Pero pese a esos amigos, y también a algunos buenos profesores, mi memoria de los años lasallinos está empañada por la presencia de mi padre, cuya sombra aplastante se alargaba, seguía mis pasos y parecía interferir en todas mis actividades y estropearlas. La verdadera vida escolar es la de los juegos y los ritos, no se hace en las clases sino antes y después de ellas, en las esquinas donde los amigos se reúnen, en las casas particulares donde se buscan y se encuentran para planear las matinées o los partidos o las mataperradas que, paralelamente a las clases, constituyen la formación profunda de un muchacho, la hermosa aventura de la infancia. Yo había tenido eso en Bolivia y en Piura y ahora que no lo tenía vivía con la nostalgia de aquella época, lleno de envidia hacia esos compañeros de La Salle, como el Perro Martínez, o Perales, o la Vieja Zanelli, o el Flaco Ramos, que podían quedarse a jugar fútbol en la cancha del colegio después de las clases, visitarse e ir a las seriales de los cines de barrio aunque no fuera domingo. Yo debía regresar a la casa apenas terminaban las clases y encerrarme en mi cuarto a hacer tareas. Y cuando a alguno del colegio se le ocurría invitarme a tomar té o a que fuera a su casa el domingo después de la misa, para almorzar e ir a la matinée, tenía que inventar toda clase de excusas, porque ¿cómo iba a atreverme a pedir permiso a mi padre para semejantes cosas?

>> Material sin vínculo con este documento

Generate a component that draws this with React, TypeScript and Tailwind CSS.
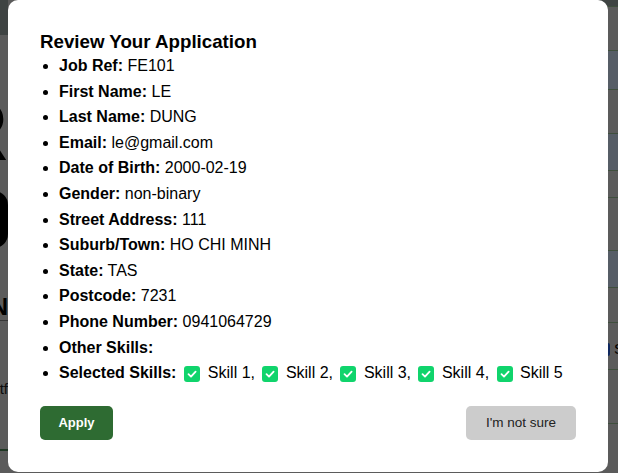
import React from "react"

const details: [string, string][] = [
  ["Job Ref", "FE101"],
  ["First Name", "LE"],
  ["Last Name", "DUNG"],
  ["Email", "le@gmail.com"],
  ["Date of Birth", "2000-02-19"],
  ["Gender", "non-binary"],
  ["Street Address", "111"],
  ["Suburb/Town", "HO CHI MINH"],
  ["State", "TAS"],
  ["Postcode", "7231"],
  ["Phone Number", "0941064729"],
  ["Other Skills", ""],
]

const skills = ["Skill 1", "Skill 2", "Skill 3", "Skill 4", "Skill 5"]

// rows of the table peeking out on the right of the dialog
const tableRows = [
  { h: "h-[44px]", tint: false },
  { h: "h-[39px]", tint: true },
  { h: "h-[44px]", tint: false },
  { h: "h-[37px]", tint: true },
  { h: "h-[27px]", tint: false },
  { h: "h-[53px]", tint: false },
  { h: "h-[37px]", tint: true },
  { h: "h-[35px]", tint: false },
  { h: "h-[47px]", tint: false, check: true },
  { h: "h-[54px]", tint: false },
  { h: "h-[50px]", tint: false },
]

function Tick() {
  return (
    <span className="inline-flex items-center justify-center w-[16px] h-[16px] rounded-[3px] bg-[#10d46c] align-[-2px]">
      <svg width="12" height="12" viewBox="0 0 12 12" fill="none">
        <path d="M2.5 6.2L5 8.6L9.6 3.6" stroke="white" strokeWidth="1.8" strokeLinecap="round" strokeLinejoin="round" />
      </svg>
    </span>
  )
}

function BackgroundPage() {
  return (
    <div className="flex h-[473px] w-full overflow-hidden bg-[#e4e4e4] font-['Liberation_Sans',Arial,sans-serif]">
      {/* left edge of the page */}
      <div className="w-[8px] flex flex-col overflow-hidden">
        <div className="h-[35px] bg-[#9eaaa8] shrink-0" />
        <div className="mt-[66px] h-[60px] flex justify-end overflow-hidden shrink-0">
          <span className="text-[84px] leading-[60px] font-bold text-black">R</span>
        </div>
        <div className="mt-[30px] h-[57px] flex justify-end overflow-hidden shrink-0">
          <div className="w-[60px] h-[57px] rounded-[14px] bg-black shrink-0" />
        </div>
        <div className="mt-[45px] h-[28px] border-b border-[#8a8a8a] flex justify-end overflow-hidden shrink-0">
          <span className="text-[24px] leading-[28px] font-bold text-black">N</span>
        </div>
        <div className="mt-[58px] flex justify-end overflow-hidden shrink-0">
          <span className="text-[15px] leading-[20px] text-[#222]">platf</span>
        </div>
        <div className="mt-[50px] h-[2px] bg-[#4f8a5a] shrink-0" />
      </div>

      <div className="flex-1" />

      {/* right edge: a table */}
      <div className="w-[20px] flex flex-col overflow-hidden">
        <div className="h-[6px] bg-[#9eaaa8] shrink-0" />
        {tableRows.map((r, i) => (
          <div
            key={i}
            className={`${r.h} shrink-0 border-t border-[#9fc59a] ${r.tint ? "bg-[#d7e8ff]" : "bg-[#e4e4e4]"} flex items-center pt-[6px]`}
          >
            {r.check && (
              <>
                <span className="ml-[-1px] w-[13px] h-[13px] rounded-[2px] bg-[#2563eb] shrink-0" />
                <span className="ml-[4px] text-[15px] text-black">Skill</span>
              </>
            )}
          </div>
        ))}
      </div>
    </div>
  )
}

export default function App() {
  return (
    <div className="relative w-[618px] h-[473px] overflow-hidden">
      <BackgroundPage />

      <div className="fixed inset-0 bg-black/60 flex items-start font-['Liberation_Sans',Arial,sans-serif]">
        <div className="ml-[8px] w-[600px] bg-white rounded-[10px] px-[32px] pt-[31px] pb-[32px] text-black">
          <h3 className="text-[18.72px] leading-[21px] font-bold">Review Your Application</h3>

          <ul className="mt-[1px] list-disc pl-[19px] text-[16px] leading-[25.6px]">
            {details.map(([label, value]) => (
              <li key={label}>
                <strong>{label}:</strong> {value}
              </li>
            ))}
            <li>
              <strong>Selected Skills:</strong>
              {skills.map((s, i) => (
                <React.Fragment key={s}>
                  <span className={i === 0 ? "ml-[8px] mr-[3px]" : "ml-[3px] mr-[3px]"}>
                    <Tick />
                  </span>{" "}
                  {s}
                  {i < skills.length - 1 ? ", " : ""}
                </React.Fragment>
              ))}
            </li>
          </ul>

          <div className="mt-[20px] flex justify-between">
            <button className="w-[73px] h-[34px] rounded-[5px] bg-[#2e6b32] text-white text-[13px] font-bold">
              Apply
            </button>
            <button className="w-[110px] h-[34px] rounded-[5px] bg-[#cccccc] text-[#222] text-[13.5px]">
              I'm not sure
            </button>
          </div>
        </div>
      </div>
    </div>
  )
}
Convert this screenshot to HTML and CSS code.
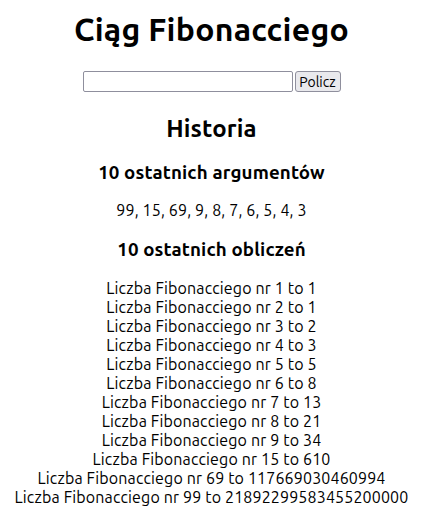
FILE: index.html
```html
<!DOCTYPE html>
<html lang="pl">
<head>
<meta charset="utf-8">
<title>Ciąg Fibonacciego</title>
<link rel="stylesheet" href="styles.css">
</head>
<body>
<h1 class="title">Ciąg Fibonacciego</h1>
<form class="calc">
  <input class="calc-input" type="text"><button class="calc-btn" type="button">Policz</button>
</form>
<h2 class="section-title">Historia</h2>
<h3 class="sub-title">10 ostatnich argumentów</h3>
<p class="args">99, 15, 69, 9, 8, 7, 6, 5, 4, 3</p>
<h3 class="sub-title">10 ostatnich obliczeń</h3>
<div class="results">
  <div>Liczba Fibonacciego nr 1 to 1</div>
  <div>Liczba Fibonacciego nr 2 to 1</div>
  <div>Liczba Fibonacciego nr 3 to 2</div>
  <div>Liczba Fibonacciego nr 4 to 3</div>
  <div>Liczba Fibonacciego nr 5 to 5</div>
  <div>Liczba Fibonacciego nr 6 to 8</div>
  <div>Liczba Fibonacciego nr 7 to 13</div>
  <div>Liczba Fibonacciego nr 8 to 21</div>
  <div>Liczba Fibonacciego nr 9 to 34</div>
  <div>Liczba Fibonacciego nr 15 to 610</div>
  <div>Liczba Fibonacciego nr 69 to 117669030460994</div>
  <div>Liczba Fibonacciego nr 99 to 21892299583455200000</div>
</div>
</body>
</html>
```

FILE: styles.css
```css
body {
  margin: 0 17px 8px 8px;
  padding-top: 9px;
  font-family: Ubuntu, "Open Sans", sans-serif;
  font-size: 16px;
  letter-spacing: 0.15px;
  text-align: center;
  color: #000;
  background: #fff;
}
.title {
  font-size: 32px;
  letter-spacing: 0.25px;
  margin: 2px 0 23px;
  line-height: 37px;
}
.calc {
  display: flex;
  justify-content: center;
  margin: 0;
}
.calc-input {
  width: 210px;
  height: 21px;
  box-sizing: border-box;
  border: 1px solid #8f8f9d;
  border-radius: 2px;
  margin: 0;
  padding: 0 2px;
}
.calc-btn {
  width: 46px;
  height: 21px;
  box-sizing: border-box;
  margin-left: 2px;
  padding: 0;
  font-family: inherit;
  font-size: 14px;
  letter-spacing: 0;
  color: #000;
  border: 1px solid #8f8f9d;
  border-radius: 3px;
  background: #e9e9ed;
}
.section-title {
  font-size: 24px;
  margin: 23px 0 19px;
  line-height: 28px;
}
.sub-title {
  font-size: 18.72px;
  margin: 19px 0 17px;
  line-height: 22px;
}
.args {
  margin: 17px 0 19px;
  line-height: 19px;
}
.results {
  margin-top: 18px;
  line-height: 19px;
}
```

Regresaba a Magdalena y le rogaba a mi mamá que me diera temprano la comida para meterme a la cama antes de que él llegara y así no verlo hasta el día siguiente. Muchas veces, cuando aún estaba acabando de comer, sentía el Ford azul frenando ante la puerta, y subía a trancos la escalera, y me zambullía en la cama vestido, tapándome con la sábana hasta la cabeza. Esperaba que ellos estuvieran comiendo u oyendo en Radio Central el programa de Teresita Arce, La Chola Purificación Chanca, que a él lo hacía reír a carcajadas, para levantarme de puntillas y ponerme el piyama.